John, first of all, thanks for taking the time to respond so thoroughly. When are you going to start a blog? I really like your suggestions toward the end and think I agree with all of them.
(a) I was simply amazed to discover how little oversight or training I received when I started teaching at GT. It was very ironic that when I won a GT-wide teaching award, part of the prize included a book: one of the standard texts in engineering pedagogy. Obviously I should have been given that book when I started teaching.
(b) I love the idea of encouraging co-ops and internships—I should do this with my students. The more connection with the real world, the better. It was definitely my own internships that threw fuel on the fire of my academic interest.
(c) The notion of tenure and rewarding excellence in teaching… well I’m not honestly sure where to start on that one. It seems like most people I talk to agree on this, but translating that into anything actionable is quite another matter.

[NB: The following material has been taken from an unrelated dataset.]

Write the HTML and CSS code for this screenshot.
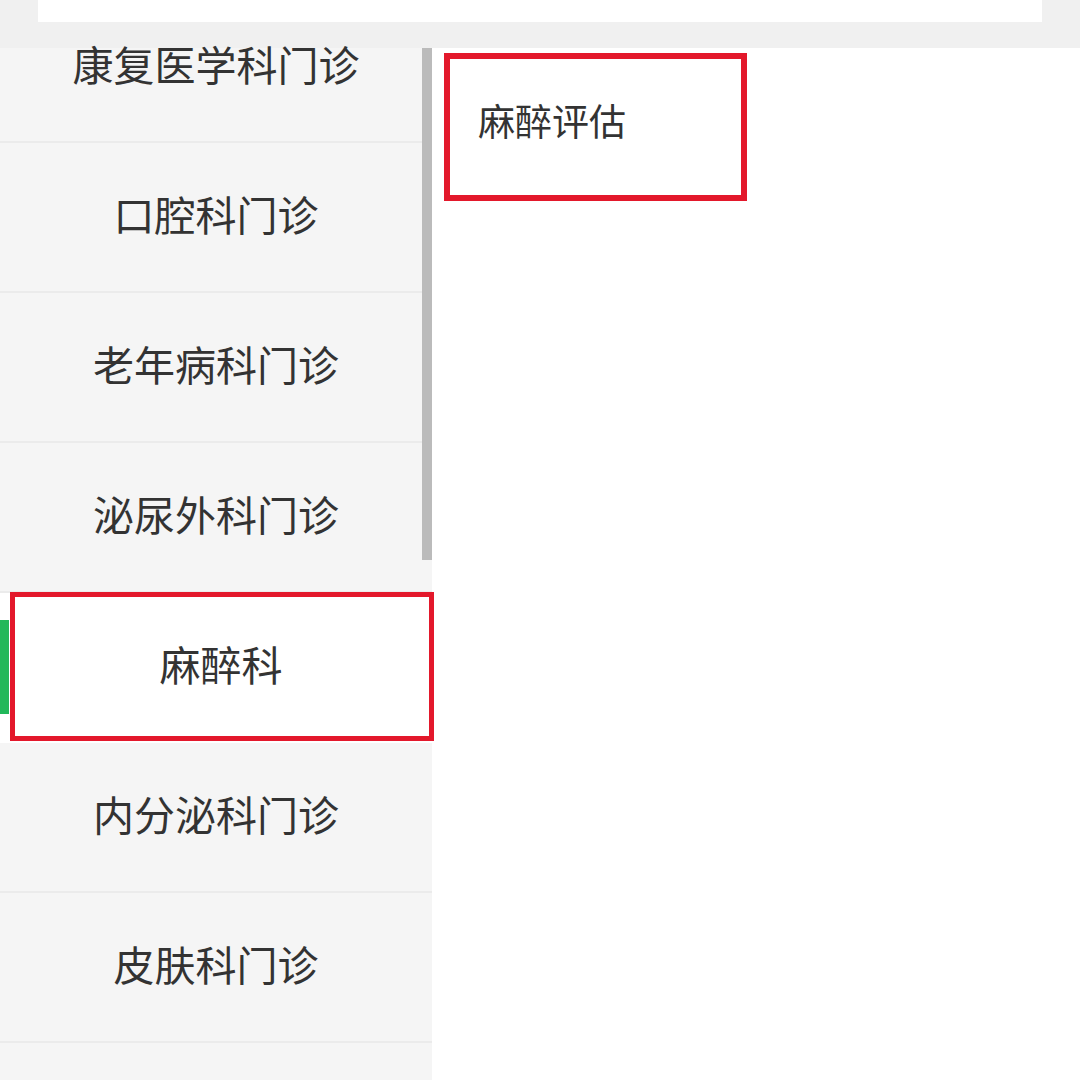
FILE: index.html
```html
<!DOCTYPE html>
<html lang="zh-CN">
<head>
<meta charset="utf-8">
<title>科室选择</title>
<link rel="stylesheet" href="styles.css">
</head>
<body>
<div class="page">
  <header class="top">
    <div class="search"></div>
  </header>
  <main class="main">
    <nav class="side">
      <ul class="list">
        <li class="row">康复医学科门诊</li>
        <li class="row">口腔科门诊</li>
        <li class="row">老年病科门诊</li>
        <li class="row">泌尿外科门诊</li>
        <li class="row active">麻醉科</li>
        <li class="row">内分泌科门诊</li>
        <li class="row">皮肤科门诊</li>
        <li class="row">&nbsp;</li>
      </ul>
      <div class="scrollbar"></div>
      <div class="mark mark-side"></div>
    </nav>
    <section class="content">
      <div class="item">麻醉评估</div>
      <div class="mark mark-item"></div>
    </section>
  </main>
</div>
</body>
</html>
```
FILE: styles.css
```css
* { box-sizing: border-box; }
html, body { margin: 0; padding: 0; background: #ffffff; }
body {
  font-family: "Noto Sans CJK SC", "Noto Sans", sans-serif;
  color: #333333;
}
.page { width: 1080px; height: 1080px; overflow: hidden; }
.top {
  height: 48px;
  background: #f0f0f0;
  padding-left: 38px;
}
.search {
  width: 1004px;
  height: 22px;
  background: #ffffff;
}
.main { display: flex; height: 1032px; }
.side {
  width: 432px;
  flex: 0 0 432px;
  background: #f5f5f5;
  position: relative;
}
.list {
  list-style: none;
  margin: -55px 0 0 0;
  padding: 0;
}
.row {
  height: 150px;
  border-bottom: 2px solid #ebebeb;
  display: flex;
  align-items: center;
  justify-content: center;
  font-size: 41px;
  line-height: 1;
  position: relative;
  padding-bottom: 7px;
}
.row.active {
  background: #ffffff;
  border-bottom-color: #ffffff;
  padding-left: 10px;
}
.row.active::before {
  content: "";
  position: absolute;
  left: 0;
  top: 27px;
  width: 9px;
  height: 94px;
  background: #22b85a;
}
.scrollbar {
  position: absolute;
  right: 0;
  top: 0;
  width: 10px;
  height: 512px;
  background: #bbbbbb;
}
.mark {
  position: absolute;
  border: 5px solid #e3182b;
}
.mark-side {
  left: 10px;
  top: 544px;
  width: 424px;
  height: 149px;
}
.content { flex: 1; position: relative; }
.item {
  height: 148px;
  padding-left: 46px;
  padding-bottom: 4px;
  display: flex;
  align-items: center;
  font-size: 37px;
  line-height: 1;
}
.mark-item {
  left: 12px;
  top: 5px;
  width: 303px;
  height: 148px;
  border-width: 6px;
}
```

And yes, I’d take a better critical thinker any day.
Hi,
Life at GT mirrors Singapore’s Nanyang Tech Uni. Education should be rigorous but it should not be detrimental to the prospects of the student. An example would be the entry requirements for post graduate studies e.g Phd programs where the minimum GPA is 4/5 or 2:1 honors. Should we be admitting students with inflated GPAs while sidelining those that have a lower GPA but from a much tougher school?
Rgds from Singapore
James
Hi Mr. Deaton,
I am an engineering student at Harvard College. While our engineering program is not as well developed as that of Georgia Tech, I admit that it is as arduous as any other program. The rigors of engineering school lead me to wonder why it is an undergraduate course of study at all. I feel as though the field of engineering itself would benefit if new engineers were minted after undergoing a post-graduate professional degree, like the lawyers and doctors to whom engineers are so often compared.
John, the point you bring up is a major topic of debate among the engineering education community. I can see many benefits for an undergraduate liberal arts degree followed by a graduate engineering degree.